Sociologically, mass tourism continues to grow, and museums have become
major attractions, where the Chinese and Russians have now replaced the
Japanese as the mindless photosnapping group tourists of the age. The
numbers of tourists in museums have doubled in the past 15 years. People
all have the ability to snap photos today, with their mobile phones and of
course with digitals which have huge capacities. Therefore, museums are
not what they used to be. There is no more the feeling of privacy and
quiet that once existed. Nowhere is this more visible than in the major
museums, and nowhere more so than in the world’s biggest, the Louvre. If
something significant were to happen, it would necessarily be here.
The Board of the Louvre took the bold step,
without advertising it. The Louvre told Culturekiosque (CK) that the whole
idea was not to advertise this change. The public relations pitch, I was
told by Louvre communications director Ms. Aggy Lerolle, was to answer
questions but not to go out seeking to be noticed on this photo
restriction. No public debate, a two-line mention in Le Monde
buried in a five-part series on the Museum, and a small article in
Paris Obs, the very up-to-date weekly supplement of the
center-left weekly of reference.
"We chose to introduce these changes gradually," said Lerolle, "and not
to slam down a complete ban overnight."
Six months later, such an approach seems to have
worked—the ban is holding fast, without hardly a grumble from anyone.
Museum history has been made, and in a land of controversy, with a
deafening lack thereof. The French government has not been involved, and
no intellectual or neo-free-market thinker has got his or her hand on this
event. Banning photos of La Joconde
! One would
have expected a reaction, an approval, a noise… but nothing.
Yet the ban is real: the new Floor Plan leaflets of the Louvre
announce, in a postage-stamp sized message, the prohibition. The leaflets
come in a dozen languages. Who can pretend not to know?

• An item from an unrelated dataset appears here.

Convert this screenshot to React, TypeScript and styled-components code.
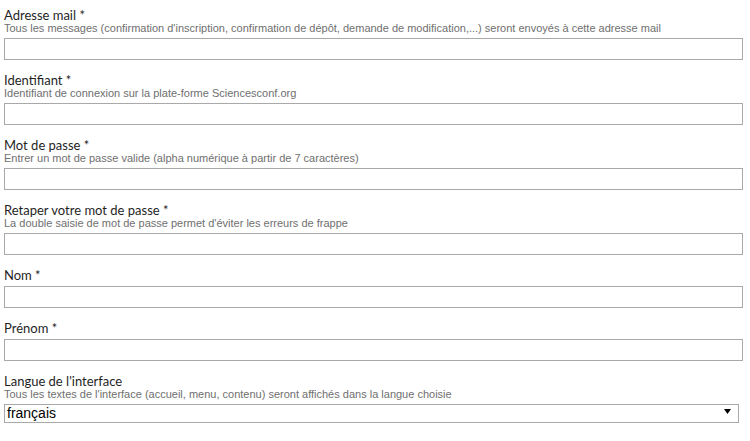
import React from "react";
import styled, { createGlobalStyle } from "styled-components";

const Global = createGlobalStyle`
  html, body { margin: 0; padding: 0; background: #fff; }
  body { font-family: "Liberation Sans", Arial, sans-serif; }
`;

const Form = styled.form`
  display: flex;
  flex-direction: column;
  gap: 14px;
  padding: 9px 0 0 4px;
`;

const Field = styled.div`
  display: flex;
  flex-direction: column;
`;

const Label = styled.label`
  display: block;
  font-family: Lato, "Open Sans", sans-serif;
  font-size: 13px;
  line-height: 13px;
  color: #1f1f1f;
`;

const Help = styled.div`
  font-family: "Liberation Sans", Arial, sans-serif;
  font-size: 11px;
  line-height: 12px;
  color: #6f6f6f;
  white-space: nowrap;
`;

const Input = styled.input`
  box-sizing: border-box;
  margin: 4px 0 0 0;
  width: 739px;
  height: 22px;
  border: 1px solid #a9a9a9;
  border-radius: 0;
  padding: 1px 3px;
  font-family: "Liberation Sans", Arial, sans-serif;
  font-size: 13px;
  background: #fff;
  outline: none;
`;

const SelectWrap = styled.div`
  position: relative;
  margin-top: 4px;
  width: 735px;
  height: 19px;
`;

const Select = styled.select`
  box-sizing: border-box;
  appearance: none;
  -webkit-appearance: none;
  width: 100%;
  height: 19px;
  margin: 0;
  border: 1px solid #a9a9a9;
  border-radius: 0;
  padding: 0 0 0 2px;
  font-family: "Liberation Sans", Arial, sans-serif;
  font-size: 14px;
  line-height: 17px;
  color: #000;
  background: #fff;
  outline: none;
`;

const Arrow = styled.svg`
  position: absolute;
  right: 8px;
  top: 5px;
  width: 7px;
  height: 5px;
  pointer-events: none;
`;

type FieldDef = { label: string; help?: string; type?: string };

const fields: FieldDef[] = [
  {
    label: "Adresse mail *",
    help: "Tous les messages (confirmation d'inscription, confirmation de dépôt, demande de modification,...) seront envoyés à cette adresse mail",
    type: "text",
  },
  {
    label: "Identifiant *",
    help: "Identifiant de connexion sur la plate-forme Sciencesconf.org",
    type: "text",
  },
  {
    label: "Mot de passe *",
    help: "Entrer un mot de passe valide (alpha numérique à partir de 7 caractères)",
    type: "password",
  },
  {
    label: "Retaper votre mot de passe *",
    help: "La double saisie de mot de passe permet d'éviter les erreurs de frappe",
    type: "password",
  },
  { label: "Nom *", type: "text" },
  { label: "Prénom *", type: "text" },
];

export default function App() {
  return (
    <>
      <Global />
      <Form onSubmit={(e) => e.preventDefault()}>
        {fields.map((f) => (
          <Field key={f.label}>
            <Label>{f.label}</Label>
            {f.help && <Help>{f.help}</Help>}
            <Input type={f.type} />
          </Field>
        ))}
        <Field>
          <Label>Langue de l'interface</Label>
          <Help>Tous les textes de l'interface (accueil, menu, contenu) seront affichés dans la langue choisie</Help>
          <SelectWrap>
            <Select defaultValue="fr">
              <option value="fr">français</option>
              <option value="en">English</option>
            </Select>
            <Arrow viewBox="0 0 7 5">
              <polygon points="0,0 7,0 3.5,5" fill="#000" />
            </Arrow>
          </SelectWrap>
        </Field>
      </Form>
    </>
  );
}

From an administrative standpoint, all this
was simple. The Louvre museum was made into a semi-autonomous
"public establishment" a dozen years ago (1993). Its governing board
(Conseil d’Administration) takes all its own decisions, since the mid-90s. Before that,
the Louvre Museum, as the flagship of the National Museums,
was under the oversight of the Ministry of Culture’s administration, which
even then tended to let the Louvre’s
management handle most things. Nowadays, admissions fees, opening hours, redecoration, exhibitions calendars,
concessions to foodstands and other shops, all this is in the
hands of the President of the public establishment, Henri Loyrette. The
Museum even owns and operates the Galerie du Carousel – a purely commercial underground mall. The
Ministry of Culture gives no orders to the Louvre on how to run this museum business (the
concesssions, stands, rentals for special events, and salons and fairs)
as long as the operations retain some link to culture (a
perfume shop is OK, but a hardware store is not).
In late spring of 2005, a board meeting
was held, and the issue of photos brought up… better
said: the communications department reported to the Board the complaints. Surprisingly,
the board decided to simply ban photos on 25 June 2005.
How was this done? In one session, the decision was
taken. The Board was most impressed by the complaints list. An Italian
professor sits on the Board, the only foreigner, though the issue of
nationality is of no import according to the Louvre. It is he who
mentioned the restrictions in effect on photographing in the major Italian
museums. This fact was a powerful argument, as it was a precedent. The
Board seemed also to believe that the Metropolitan Museum of Art had banned photos
—in point of fact, a ban only applies to flashes.
As for the ban on photographing special exhibitions, it works perfectly
well all over the world, as the Board well knows.